- STATED TASK: Leave out the pictures and transcribe everything else exactly.

- DATA EXTRACT:
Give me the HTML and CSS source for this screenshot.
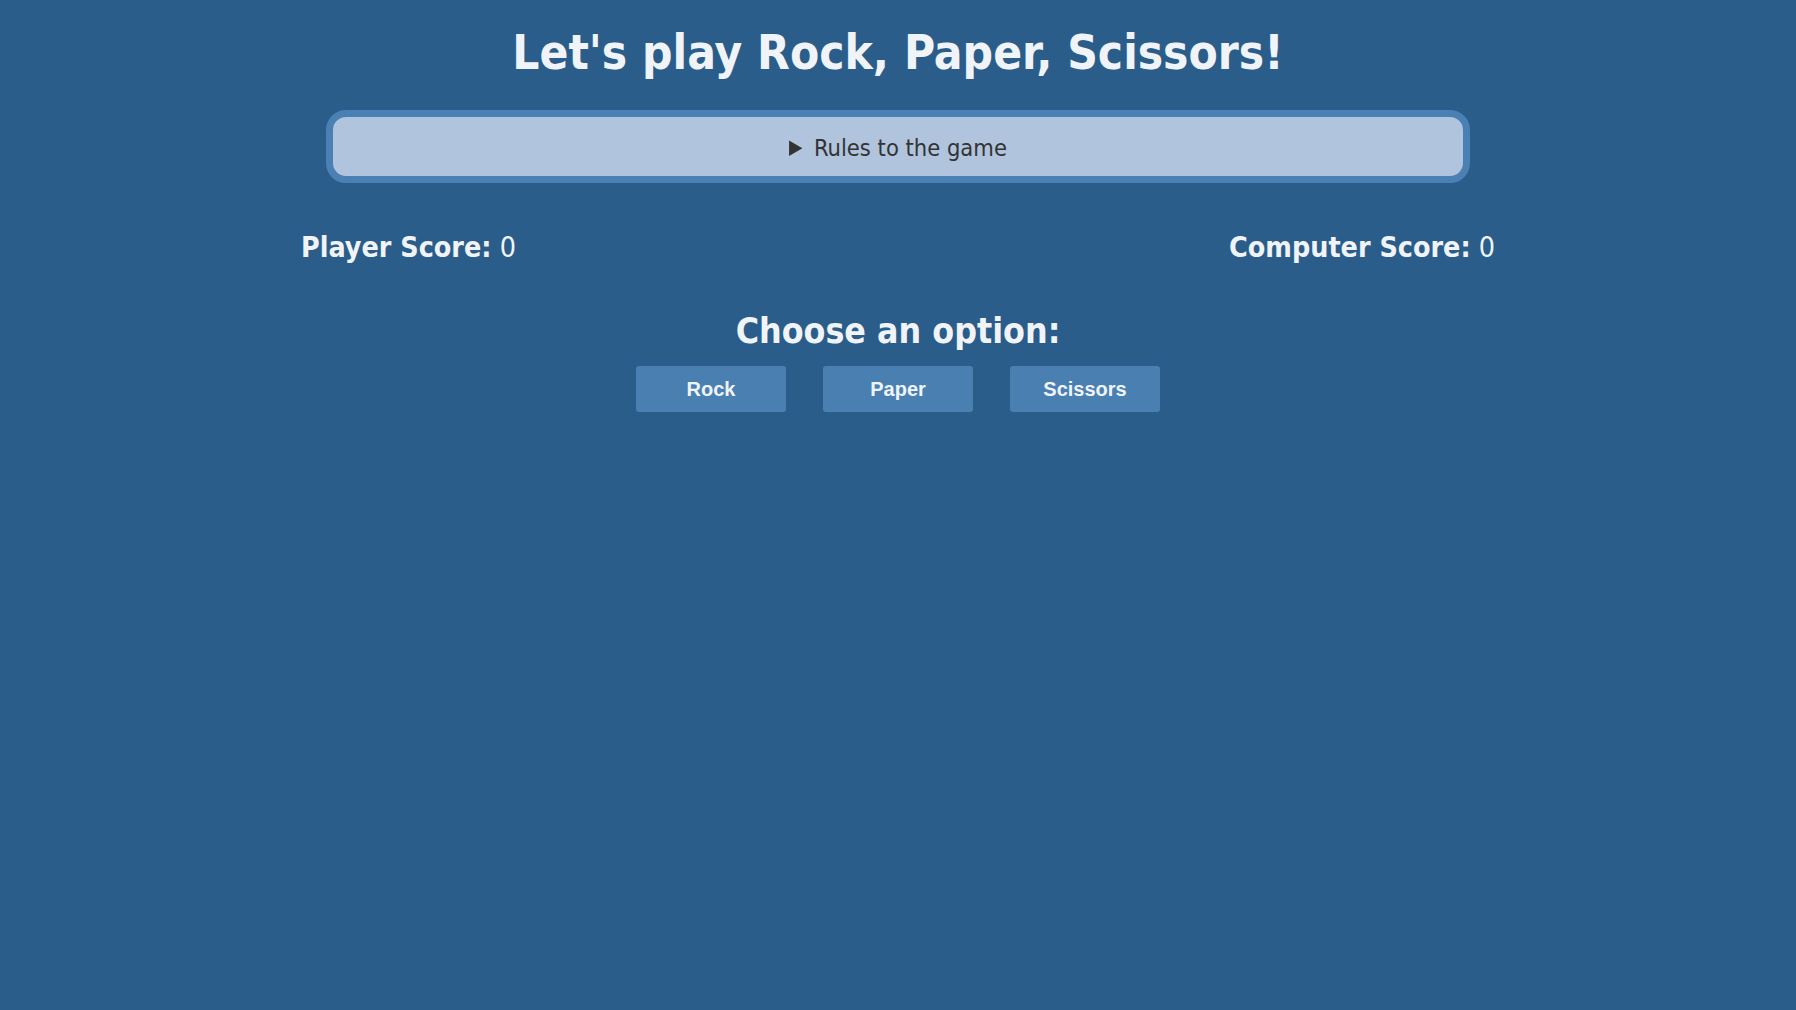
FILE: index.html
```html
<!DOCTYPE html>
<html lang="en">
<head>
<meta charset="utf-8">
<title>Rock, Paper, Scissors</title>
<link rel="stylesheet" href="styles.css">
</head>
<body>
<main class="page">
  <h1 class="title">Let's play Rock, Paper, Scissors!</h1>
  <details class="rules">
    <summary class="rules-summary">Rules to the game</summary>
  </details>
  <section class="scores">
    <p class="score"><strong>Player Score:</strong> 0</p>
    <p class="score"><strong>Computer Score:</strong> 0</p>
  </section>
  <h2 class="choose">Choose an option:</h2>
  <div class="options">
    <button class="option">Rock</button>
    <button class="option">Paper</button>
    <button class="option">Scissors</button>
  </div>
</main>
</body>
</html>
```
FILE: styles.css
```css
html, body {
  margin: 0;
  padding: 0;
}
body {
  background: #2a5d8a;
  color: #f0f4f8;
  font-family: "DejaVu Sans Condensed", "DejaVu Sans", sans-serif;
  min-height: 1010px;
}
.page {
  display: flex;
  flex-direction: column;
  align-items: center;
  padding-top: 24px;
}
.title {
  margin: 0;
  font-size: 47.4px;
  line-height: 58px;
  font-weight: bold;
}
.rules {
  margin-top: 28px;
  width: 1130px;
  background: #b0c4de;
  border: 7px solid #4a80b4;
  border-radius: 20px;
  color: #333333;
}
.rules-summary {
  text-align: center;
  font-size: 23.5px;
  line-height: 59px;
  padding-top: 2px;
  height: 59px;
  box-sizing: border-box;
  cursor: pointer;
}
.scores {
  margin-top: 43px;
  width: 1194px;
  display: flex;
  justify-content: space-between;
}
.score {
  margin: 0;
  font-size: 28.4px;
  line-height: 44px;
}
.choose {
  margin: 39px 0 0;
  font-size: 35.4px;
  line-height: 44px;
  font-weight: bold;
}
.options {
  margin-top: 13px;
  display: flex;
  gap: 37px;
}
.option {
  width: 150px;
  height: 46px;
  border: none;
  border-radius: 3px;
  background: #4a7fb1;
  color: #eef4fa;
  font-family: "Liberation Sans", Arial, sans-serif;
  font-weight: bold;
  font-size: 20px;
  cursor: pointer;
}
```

- EXERCISE OUTPUT:
Give me the HTML and CSS source for this screenshot.
FILE: index.html
```html
<!DOCTYPE html>
<html lang="en">
<head>
<meta charset="utf-8">
<title>Rock, Paper, Scissors</title>
<link rel="stylesheet" href="styles.css">
</head>
<body>
<main class="page">
  <h1 class="title">Let's play Rock, Paper, Scissors!</h1>
  <details class="rules">
    <summary class="rules-summary">Rules to the game</summary>
  </details>
  <section class="scores">
    <p class="score"><strong>Player Score:</strong> 0</p>
    <p class="score"><strong>Computer Score:</strong> 0</p>
  </section>
  <h2 class="choose">Choose an option:</h2>
  <div class="options">
    <button class="option">Rock</button>
    <button class="option">Paper</button>
    <button class="option">Scissors</button>
  </div>
</main>
</body>
</html>
```
FILE: styles.css
```css
html, body {
  margin: 0;
  padding: 0;
}
body {
  background: #2a5d8a;
  color: #f0f4f8;
  font-family: "DejaVu Sans Condensed", "DejaVu Sans", sans-serif;
  min-height: 1010px;
}
.page {
  display: flex;
  flex-direction: column;
  align-items: center;
  padding-top: 24px;
}
.title {
  margin: 0;
  font-size: 47.4px;
  line-height: 58px;
  font-weight: bold;
}
.rules {
  margin-top: 28px;
  width: 1130px;
  background: #b0c4de;
  border: 7px solid #4a80b4;
  border-radius: 20px;
  color: #333333;
}
.rules-summary {
  text-align: center;
  font-size: 23.5px;
  line-height: 59px;
  padding-top: 2px;
  height: 59px;
  box-sizing: border-box;
  cursor: pointer;
}
.scores {
  margin-top: 43px;
  width: 1194px;
  display: flex;
  justify-content: space-between;
}
.score {
  margin: 0;
  font-size: 28.4px;
  line-height: 44px;
}
.choose {
  margin: 39px 0 0;
  font-size: 35.4px;
  line-height: 44px;
  font-weight: bold;
}
.options {
  margin-top: 13px;
  display: flex;
  gap: 37px;
}
.option {
  width: 150px;
  height: 46px;
  border: none;
  border-radius: 3px;
  background: #4a7fb1;
  color: #eef4fa;
  font-family: "Liberation Sans", Arial, sans-serif;
  font-weight: bold;
  font-size: 20px;
  cursor: pointer;
}
```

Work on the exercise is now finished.